→ **DATA SECTION**
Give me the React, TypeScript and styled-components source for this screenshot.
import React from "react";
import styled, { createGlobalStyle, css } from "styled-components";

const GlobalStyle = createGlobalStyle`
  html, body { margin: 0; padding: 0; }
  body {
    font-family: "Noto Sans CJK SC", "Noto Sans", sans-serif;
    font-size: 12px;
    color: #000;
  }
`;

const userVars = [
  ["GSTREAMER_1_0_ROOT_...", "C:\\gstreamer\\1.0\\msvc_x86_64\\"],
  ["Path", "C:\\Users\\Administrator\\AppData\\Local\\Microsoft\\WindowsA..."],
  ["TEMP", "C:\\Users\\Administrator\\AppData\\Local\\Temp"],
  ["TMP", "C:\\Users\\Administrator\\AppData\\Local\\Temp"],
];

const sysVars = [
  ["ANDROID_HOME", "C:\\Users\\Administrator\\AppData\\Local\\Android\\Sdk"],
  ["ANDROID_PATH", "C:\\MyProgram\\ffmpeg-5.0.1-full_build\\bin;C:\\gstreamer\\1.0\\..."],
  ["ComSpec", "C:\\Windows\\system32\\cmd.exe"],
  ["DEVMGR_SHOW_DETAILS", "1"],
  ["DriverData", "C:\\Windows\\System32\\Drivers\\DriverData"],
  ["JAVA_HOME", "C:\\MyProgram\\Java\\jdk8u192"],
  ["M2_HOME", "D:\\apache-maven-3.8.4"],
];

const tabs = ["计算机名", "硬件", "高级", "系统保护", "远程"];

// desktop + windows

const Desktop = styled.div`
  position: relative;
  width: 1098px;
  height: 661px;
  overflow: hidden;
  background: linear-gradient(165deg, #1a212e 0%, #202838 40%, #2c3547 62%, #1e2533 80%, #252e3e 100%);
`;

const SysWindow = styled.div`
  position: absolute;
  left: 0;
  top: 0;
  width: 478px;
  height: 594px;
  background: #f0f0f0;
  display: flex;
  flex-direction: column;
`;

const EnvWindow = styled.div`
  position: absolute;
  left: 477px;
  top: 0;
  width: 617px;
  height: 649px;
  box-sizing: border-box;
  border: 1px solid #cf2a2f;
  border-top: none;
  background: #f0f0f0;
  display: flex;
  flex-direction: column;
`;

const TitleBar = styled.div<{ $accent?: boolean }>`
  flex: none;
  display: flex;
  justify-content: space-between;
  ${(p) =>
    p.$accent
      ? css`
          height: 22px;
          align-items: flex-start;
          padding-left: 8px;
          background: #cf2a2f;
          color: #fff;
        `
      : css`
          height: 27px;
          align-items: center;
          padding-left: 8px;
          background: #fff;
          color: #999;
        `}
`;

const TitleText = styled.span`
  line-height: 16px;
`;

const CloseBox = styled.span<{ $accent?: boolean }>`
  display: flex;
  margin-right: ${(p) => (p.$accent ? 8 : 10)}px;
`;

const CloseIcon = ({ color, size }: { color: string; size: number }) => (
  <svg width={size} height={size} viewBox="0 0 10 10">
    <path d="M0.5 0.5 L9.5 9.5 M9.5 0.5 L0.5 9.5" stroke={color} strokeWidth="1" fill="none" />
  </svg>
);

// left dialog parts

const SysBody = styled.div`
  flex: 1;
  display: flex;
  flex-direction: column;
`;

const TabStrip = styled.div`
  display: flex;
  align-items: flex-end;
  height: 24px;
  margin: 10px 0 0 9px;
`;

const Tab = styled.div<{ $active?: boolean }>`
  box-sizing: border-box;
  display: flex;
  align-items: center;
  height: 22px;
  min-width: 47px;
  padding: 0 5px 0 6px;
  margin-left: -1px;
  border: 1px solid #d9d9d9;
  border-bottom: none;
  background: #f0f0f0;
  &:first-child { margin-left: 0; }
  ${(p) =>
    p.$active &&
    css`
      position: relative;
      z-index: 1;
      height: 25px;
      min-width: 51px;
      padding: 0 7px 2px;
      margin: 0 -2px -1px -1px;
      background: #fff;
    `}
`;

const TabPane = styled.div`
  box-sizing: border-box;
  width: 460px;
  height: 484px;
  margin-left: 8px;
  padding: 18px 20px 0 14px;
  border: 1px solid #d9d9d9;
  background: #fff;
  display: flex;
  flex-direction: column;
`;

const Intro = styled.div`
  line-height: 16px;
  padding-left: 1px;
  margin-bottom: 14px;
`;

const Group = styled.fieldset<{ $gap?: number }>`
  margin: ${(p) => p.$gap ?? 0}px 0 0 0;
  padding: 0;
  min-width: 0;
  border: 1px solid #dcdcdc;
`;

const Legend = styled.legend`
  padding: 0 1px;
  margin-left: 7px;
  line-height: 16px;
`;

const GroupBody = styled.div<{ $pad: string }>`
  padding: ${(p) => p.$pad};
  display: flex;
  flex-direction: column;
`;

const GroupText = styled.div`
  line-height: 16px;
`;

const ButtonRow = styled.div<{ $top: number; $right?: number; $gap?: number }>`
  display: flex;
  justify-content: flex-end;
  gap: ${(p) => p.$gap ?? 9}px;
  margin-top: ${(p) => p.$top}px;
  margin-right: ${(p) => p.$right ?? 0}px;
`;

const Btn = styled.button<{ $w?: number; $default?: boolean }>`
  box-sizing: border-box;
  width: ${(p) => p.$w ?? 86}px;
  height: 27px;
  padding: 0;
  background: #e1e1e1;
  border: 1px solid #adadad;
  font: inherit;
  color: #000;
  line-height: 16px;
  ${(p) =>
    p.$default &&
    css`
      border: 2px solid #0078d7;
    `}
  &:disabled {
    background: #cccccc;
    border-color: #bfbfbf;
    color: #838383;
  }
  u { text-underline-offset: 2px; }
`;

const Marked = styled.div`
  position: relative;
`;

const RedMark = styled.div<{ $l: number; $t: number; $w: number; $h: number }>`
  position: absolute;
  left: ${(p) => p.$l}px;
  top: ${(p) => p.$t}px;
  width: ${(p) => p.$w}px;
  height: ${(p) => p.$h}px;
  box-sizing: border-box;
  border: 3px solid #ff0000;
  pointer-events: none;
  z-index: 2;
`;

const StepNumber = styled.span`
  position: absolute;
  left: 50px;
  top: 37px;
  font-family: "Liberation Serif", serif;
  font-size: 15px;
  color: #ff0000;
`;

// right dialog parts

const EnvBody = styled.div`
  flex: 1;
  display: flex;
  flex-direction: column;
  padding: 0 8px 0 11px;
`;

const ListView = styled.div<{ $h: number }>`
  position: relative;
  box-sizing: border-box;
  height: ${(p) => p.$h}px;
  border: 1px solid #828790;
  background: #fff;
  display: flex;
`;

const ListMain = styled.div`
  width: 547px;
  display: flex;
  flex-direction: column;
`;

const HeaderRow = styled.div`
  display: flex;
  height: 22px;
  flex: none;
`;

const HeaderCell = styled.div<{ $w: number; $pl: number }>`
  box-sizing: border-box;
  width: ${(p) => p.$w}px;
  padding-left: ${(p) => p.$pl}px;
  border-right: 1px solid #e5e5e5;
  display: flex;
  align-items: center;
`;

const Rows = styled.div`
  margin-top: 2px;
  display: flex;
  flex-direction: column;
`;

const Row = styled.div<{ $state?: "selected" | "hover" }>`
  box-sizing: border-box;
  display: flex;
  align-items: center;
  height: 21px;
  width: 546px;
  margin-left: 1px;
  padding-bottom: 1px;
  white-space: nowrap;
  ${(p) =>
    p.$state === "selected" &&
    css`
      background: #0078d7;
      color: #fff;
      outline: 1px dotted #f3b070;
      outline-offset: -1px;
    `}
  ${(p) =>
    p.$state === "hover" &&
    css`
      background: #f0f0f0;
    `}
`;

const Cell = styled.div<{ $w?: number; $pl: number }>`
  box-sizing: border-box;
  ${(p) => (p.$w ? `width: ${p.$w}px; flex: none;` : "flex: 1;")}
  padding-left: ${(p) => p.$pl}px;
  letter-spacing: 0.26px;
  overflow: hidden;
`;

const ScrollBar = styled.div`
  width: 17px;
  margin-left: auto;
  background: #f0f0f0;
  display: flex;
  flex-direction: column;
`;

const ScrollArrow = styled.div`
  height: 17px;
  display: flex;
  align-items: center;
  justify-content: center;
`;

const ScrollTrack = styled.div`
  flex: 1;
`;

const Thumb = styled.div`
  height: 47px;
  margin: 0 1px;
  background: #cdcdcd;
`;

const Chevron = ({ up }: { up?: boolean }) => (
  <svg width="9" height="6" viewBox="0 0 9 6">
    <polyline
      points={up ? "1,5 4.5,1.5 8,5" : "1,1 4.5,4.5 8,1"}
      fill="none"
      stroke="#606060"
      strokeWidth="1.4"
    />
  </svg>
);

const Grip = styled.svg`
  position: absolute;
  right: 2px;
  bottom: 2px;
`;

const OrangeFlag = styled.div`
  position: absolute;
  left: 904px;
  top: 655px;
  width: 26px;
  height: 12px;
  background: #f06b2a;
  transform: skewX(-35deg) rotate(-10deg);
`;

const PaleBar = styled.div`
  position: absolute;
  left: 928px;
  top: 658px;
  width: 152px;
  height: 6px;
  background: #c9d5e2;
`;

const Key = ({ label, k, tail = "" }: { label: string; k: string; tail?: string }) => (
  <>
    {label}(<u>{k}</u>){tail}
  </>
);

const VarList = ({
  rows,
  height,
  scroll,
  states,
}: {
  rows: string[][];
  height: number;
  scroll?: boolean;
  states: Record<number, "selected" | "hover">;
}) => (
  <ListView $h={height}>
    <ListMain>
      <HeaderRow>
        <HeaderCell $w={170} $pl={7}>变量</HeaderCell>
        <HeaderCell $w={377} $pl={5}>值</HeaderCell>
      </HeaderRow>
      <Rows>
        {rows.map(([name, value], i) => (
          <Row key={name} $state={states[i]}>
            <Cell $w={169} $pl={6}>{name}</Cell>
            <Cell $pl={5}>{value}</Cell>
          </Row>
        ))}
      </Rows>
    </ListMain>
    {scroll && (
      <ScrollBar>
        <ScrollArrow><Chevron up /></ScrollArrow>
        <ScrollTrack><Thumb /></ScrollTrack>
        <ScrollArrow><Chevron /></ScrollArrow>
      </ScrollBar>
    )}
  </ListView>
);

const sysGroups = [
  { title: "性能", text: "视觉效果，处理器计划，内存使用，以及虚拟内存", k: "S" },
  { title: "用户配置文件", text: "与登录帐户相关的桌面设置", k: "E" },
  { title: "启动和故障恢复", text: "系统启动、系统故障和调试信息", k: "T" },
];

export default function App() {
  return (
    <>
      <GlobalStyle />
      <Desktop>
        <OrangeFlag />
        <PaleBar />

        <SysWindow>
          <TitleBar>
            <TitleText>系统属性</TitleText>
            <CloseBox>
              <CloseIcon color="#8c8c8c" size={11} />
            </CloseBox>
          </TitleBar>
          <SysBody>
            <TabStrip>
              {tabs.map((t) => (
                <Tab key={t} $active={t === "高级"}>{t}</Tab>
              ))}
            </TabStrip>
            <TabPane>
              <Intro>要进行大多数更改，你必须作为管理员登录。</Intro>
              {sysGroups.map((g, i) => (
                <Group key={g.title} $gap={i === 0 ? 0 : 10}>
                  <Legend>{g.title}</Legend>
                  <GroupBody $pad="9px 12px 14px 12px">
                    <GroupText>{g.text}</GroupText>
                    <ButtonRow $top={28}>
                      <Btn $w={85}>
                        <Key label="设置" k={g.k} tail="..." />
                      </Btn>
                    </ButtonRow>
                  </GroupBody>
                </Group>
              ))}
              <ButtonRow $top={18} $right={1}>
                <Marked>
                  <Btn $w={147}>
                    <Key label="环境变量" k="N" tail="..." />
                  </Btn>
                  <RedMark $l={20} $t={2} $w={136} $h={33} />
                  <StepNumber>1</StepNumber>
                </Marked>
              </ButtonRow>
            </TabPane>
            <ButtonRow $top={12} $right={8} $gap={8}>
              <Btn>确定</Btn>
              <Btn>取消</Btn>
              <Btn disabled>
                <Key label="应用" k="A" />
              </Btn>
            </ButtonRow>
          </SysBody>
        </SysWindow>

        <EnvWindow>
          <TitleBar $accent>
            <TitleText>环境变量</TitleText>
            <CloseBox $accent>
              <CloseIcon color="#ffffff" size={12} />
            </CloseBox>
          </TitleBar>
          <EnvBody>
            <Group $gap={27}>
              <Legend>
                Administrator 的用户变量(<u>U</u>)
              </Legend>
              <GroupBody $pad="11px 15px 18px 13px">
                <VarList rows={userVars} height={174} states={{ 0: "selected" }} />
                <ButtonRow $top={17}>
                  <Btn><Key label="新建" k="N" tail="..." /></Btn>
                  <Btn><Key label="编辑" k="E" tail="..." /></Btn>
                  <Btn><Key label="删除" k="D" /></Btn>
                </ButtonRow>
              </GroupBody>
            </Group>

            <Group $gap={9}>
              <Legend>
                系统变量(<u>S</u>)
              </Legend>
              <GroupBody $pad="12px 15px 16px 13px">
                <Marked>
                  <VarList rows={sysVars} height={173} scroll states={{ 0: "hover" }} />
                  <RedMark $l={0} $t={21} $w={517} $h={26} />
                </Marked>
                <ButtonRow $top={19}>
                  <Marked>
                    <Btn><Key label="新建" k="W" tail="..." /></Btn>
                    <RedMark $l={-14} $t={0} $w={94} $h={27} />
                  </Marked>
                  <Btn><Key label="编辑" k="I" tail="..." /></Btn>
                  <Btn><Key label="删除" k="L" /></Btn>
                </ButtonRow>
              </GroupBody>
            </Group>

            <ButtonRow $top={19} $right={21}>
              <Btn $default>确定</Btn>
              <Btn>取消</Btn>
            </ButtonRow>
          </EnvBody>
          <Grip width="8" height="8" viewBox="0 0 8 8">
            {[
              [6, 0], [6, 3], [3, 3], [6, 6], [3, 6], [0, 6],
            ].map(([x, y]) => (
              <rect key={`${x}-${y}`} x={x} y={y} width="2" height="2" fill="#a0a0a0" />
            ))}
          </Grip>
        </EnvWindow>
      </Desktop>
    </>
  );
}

→ **EXERCISE AIM**
Extract the first line above and each line after it up to and including the one with "desktop + windows", please, exactly and with nothing else.

→ **WRITTEN RESPONSE**
Give me the React, TypeScript and styled-components source for this screenshot.
import React from "react";
import styled, { createGlobalStyle, css } from "styled-components";

const GlobalStyle = createGlobalStyle`
  html, body { margin: 0; padding: 0; }
  body {
    font-family: "Noto Sans CJK SC", "Noto Sans", sans-serif;
    font-size: 12px;
    color: #000;
  }
`;

const userVars = [
  ["GSTREAMER_1_0_ROOT_...", "C:\\gstreamer\\1.0\\msvc_x86_64\\"],
  ["Path", "C:\\Users\\Administrator\\AppData\\Local\\Microsoft\\WindowsA..."],
  ["TEMP", "C:\\Users\\Administrator\\AppData\\Local\\Temp"],
  ["TMP", "C:\\Users\\Administrator\\AppData\\Local\\Temp"],
];

const sysVars = [
  ["ANDROID_HOME", "C:\\Users\\Administrator\\AppData\\Local\\Android\\Sdk"],
  ["ANDROID_PATH", "C:\\MyProgram\\ffmpeg-5.0.1-full_build\\bin;C:\\gstreamer\\1.0\\..."],
  ["ComSpec", "C:\\Windows\\system32\\cmd.exe"],
  ["DEVMGR_SHOW_DETAILS", "1"],
  ["DriverData", "C:\\Windows\\System32\\Drivers\\DriverData"],
  ["JAVA_HOME", "C:\\MyProgram\\Java\\jdk8u192"],
  ["M2_HOME", "D:\\apache-maven-3.8.4"],
];

const tabs = ["计算机名", "硬件", "高级", "系统保护", "远程"];

// desktop + windows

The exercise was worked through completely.